Wie das "Wall Street Journal" berichtet, wollen die Firmen in einem gemeinsamen Entwicklungsteam außerdem Produkte für B-to-B-Marktplätze entwickeln. Adressiert werden vor allem große Konzerne, die ihre eigenen Online-Marktplätze bauen und eine begrenzte Anzahl von Lieferanten und Partnern daran teilnehmen lassen wollen. Diese Kunden sollen die Möglichkeit erhalten, über SCM-Software nahezu in Echtzeit zu kooperieren und ihre Lagerhaltungskosten so auf ein Minimum zu reduzieren.

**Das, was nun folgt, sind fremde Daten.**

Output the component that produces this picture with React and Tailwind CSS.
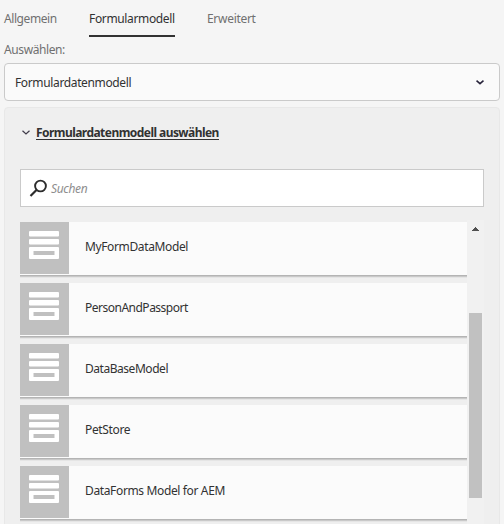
const models = [
  { name: 'MyFormDataModel', tracking: 'tracking-[-0.37px]' },
  { name: 'PersonAndPassport', tracking: 'tracking-[-0.5px]' },
  { name: 'DataBaseModel', tracking: 'tracking-[-0.46px]' },
  { name: 'PetStore', tracking: 'tracking-[-0.35px]' },
  { name: 'DataForms Model for AEM', tracking: 'tracking-[-0.36px]' },
];

function FormIcon() {
  return (
    <svg width="30" height="28" viewBox="0 0 30 28" fill="#fff">
      <rect width="30" height="5.5" rx="1" />
      <rect y="8" width="30" height="5.5" rx="1" />
      <path fillRule="evenodd" d="M1 16h28a1 1 0 0 1 1 1v10a1 1 0 0 1-1 1H1a1 1 0 0 1-1-1V17a1 1 0 0 1 1-1zM4.5 20v4h21v-4z" />
    </svg>
  );
}

function ModelRow({ name, tracking }) {
  return (
    <li className="flex h-[53px] shrink-0 bg-[#fbfbfb] shadow-[0_1px_0_#b4b4b4,0_2px_0_#c9c9c9,0_3px_0_#e5e5e5]">
      <div className="h-[52px] w-[49px] bg-[#c0c0c0] pt-[9px] pl-[9px]">
        <FormIcon />
      </div>
      <span className={`ml-4 mt-4 leading-[18px] whitespace-nowrap ${tracking}`}>{name}</span>
    </li>
  );
}

export default function App() {
  return (
    <div className="flex h-[524px] w-[504px] flex-col overflow-hidden bg-[#f5f5f5] px-1 font-['Noto_Sans',sans-serif] text-[12px] text-[#323232]">
      <nav className="flex h-[38px] shrink-0 gap-8 pt-[10px] leading-[18px] text-[#707070]">
        <a className="w-[53px] whitespace-nowrap tracking-[-0.42px]">Allgemein</a>
        <a className="h-[27px] w-[86px] whitespace-nowrap border-b-2 border-[#323232] tracking-[-0.35px] text-[#323232]">Formularmodell</a>
        <a className="whitespace-nowrap tracking-[-0.3px]">Erweitert</a>
      </nav>
      <label className="mt-[3px] h-[22px] shrink-0 leading-[18px] tracking-[-0.4px] text-[#707070]">Auswählen:</label>
      <div className="flex h-[38px] shrink-0 items-center justify-between rounded border border-[#cacaca] bg-[#fafafa] pl-[10px] pr-[15px]">
        <span className="pt-[2px] tracking-[-0.36px]">Formulardatenmodell</span>
        <svg width="8" height="5" viewBox="0 0 8 5" fill="none" stroke="#27233a" strokeWidth="1.6">
          <path d="M.5.7 4 3.7 7.5.7" />
        </svg>
      </div>
      <section className="mt-[6px] flex h-[430px] shrink-0 flex-col rounded border border-[#e8e8e8] bg-[#efefef] px-[15px]">
        <h2 className="mt-[15px] flex h-[18px] shrink-0 items-center font-bold leading-[18px]">
          <svg className="ml-[2px] mr-[6px]" width="8" height="5" viewBox="0 0 8 5" fill="none" stroke="#3f3b49" strokeWidth="1.2">
            <path d="M.5.7 4 4 7.5.7" />
          </svg>
          <span className="h-[15px] w-[183px] whitespace-nowrap border-b border-[#323232] leading-[15px] tracking-[-0.55px]">Formulardatenmodell auswählen</span>
        </h2>
        <div className="mt-[28px] flex h-[38px] shrink-0 items-center border border-[#cacaca] bg-white pl-[8px]">
          <svg width="18" height="18" viewBox="0 0 18 18" fill="none" stroke="#2c2c2c">
            <circle cx="11.5" cy="7" r="5.4" strokeWidth="1.9" />
            <path d="M7.7 10.8 1.5 17" strokeWidth="2.2" />
          </svg>
          <span className="ml-[4px] pt-[2px] italic tracking-[-0.35px] text-[#8e8e8e]">Suchen</span>
        </div>
        <div className="mt-[13px] flex h-[304px] shrink-0">
          <ul className="flex w-[447px] flex-col gap-2 pt-[2px]">
            {models.map((m) => <ModelRow key={m.name} {...m} />)}
          </ul>
          <div className="flex w-[17px] flex-col items-center bg-[#f1f1f1] pt-[7px]">
            <svg width="7" height="4" viewBox="0 0 7 4" fill="#505050" shapeRendering="crispEdges">
              <path d="M3 0h1v1h1v1h1v1h1v1H0V3h1V2h1V1h1z" />
            </svg>
            <div className="mt-[82px] h-[185px] w-[13px] bg-[#c1c1c1]" />
          </div>
        </div>
      </section>
    </div>
  );
}
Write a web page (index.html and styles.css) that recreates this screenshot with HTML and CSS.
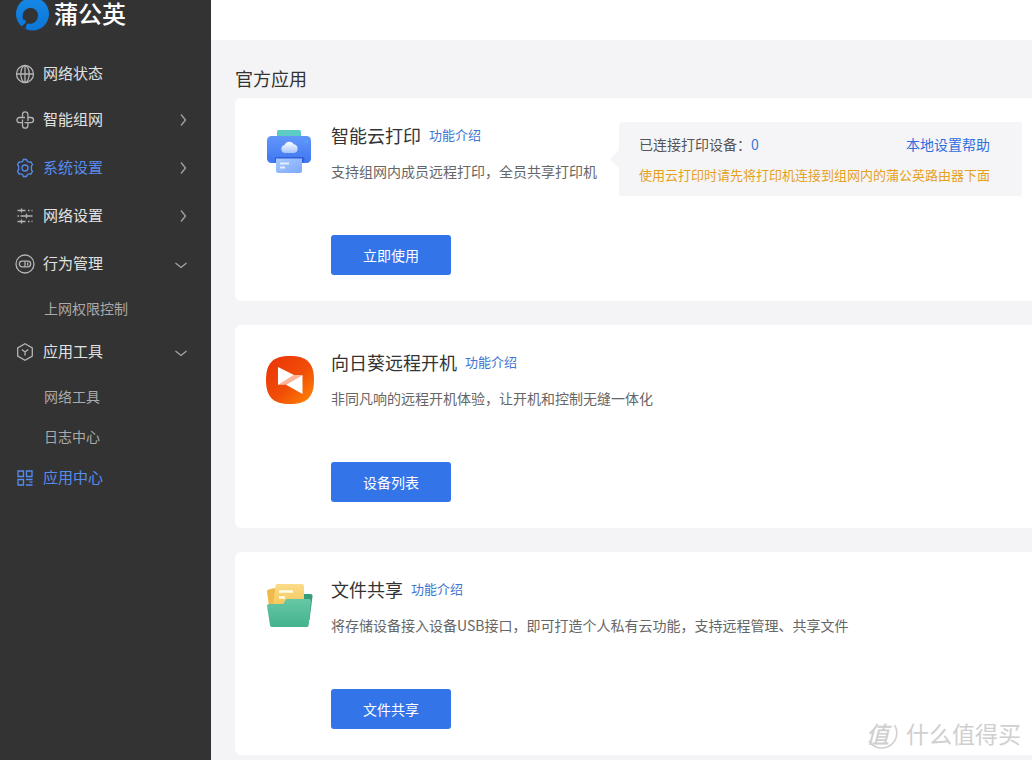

i2 zahlt zunächst für Lizenzrechte zehn Millionen Dollar an Webmethods, für die Zukunft wird jedoch eine Regelung angestrebt, die eine Umsatzteilung zwischen den Partnern vorsieht. Der Vertrag soll dem Duo in den nächsten vier Jahren zusätzliche Umsätze von mindestens 100 Millionen Dollar bescheren. Im Rahmen des Abkommens wird Webmethods dem Partner Optionen für den Kauf von 750000 eigenen Aktien zum Preis von 40 Dollar pro Stück einräumen.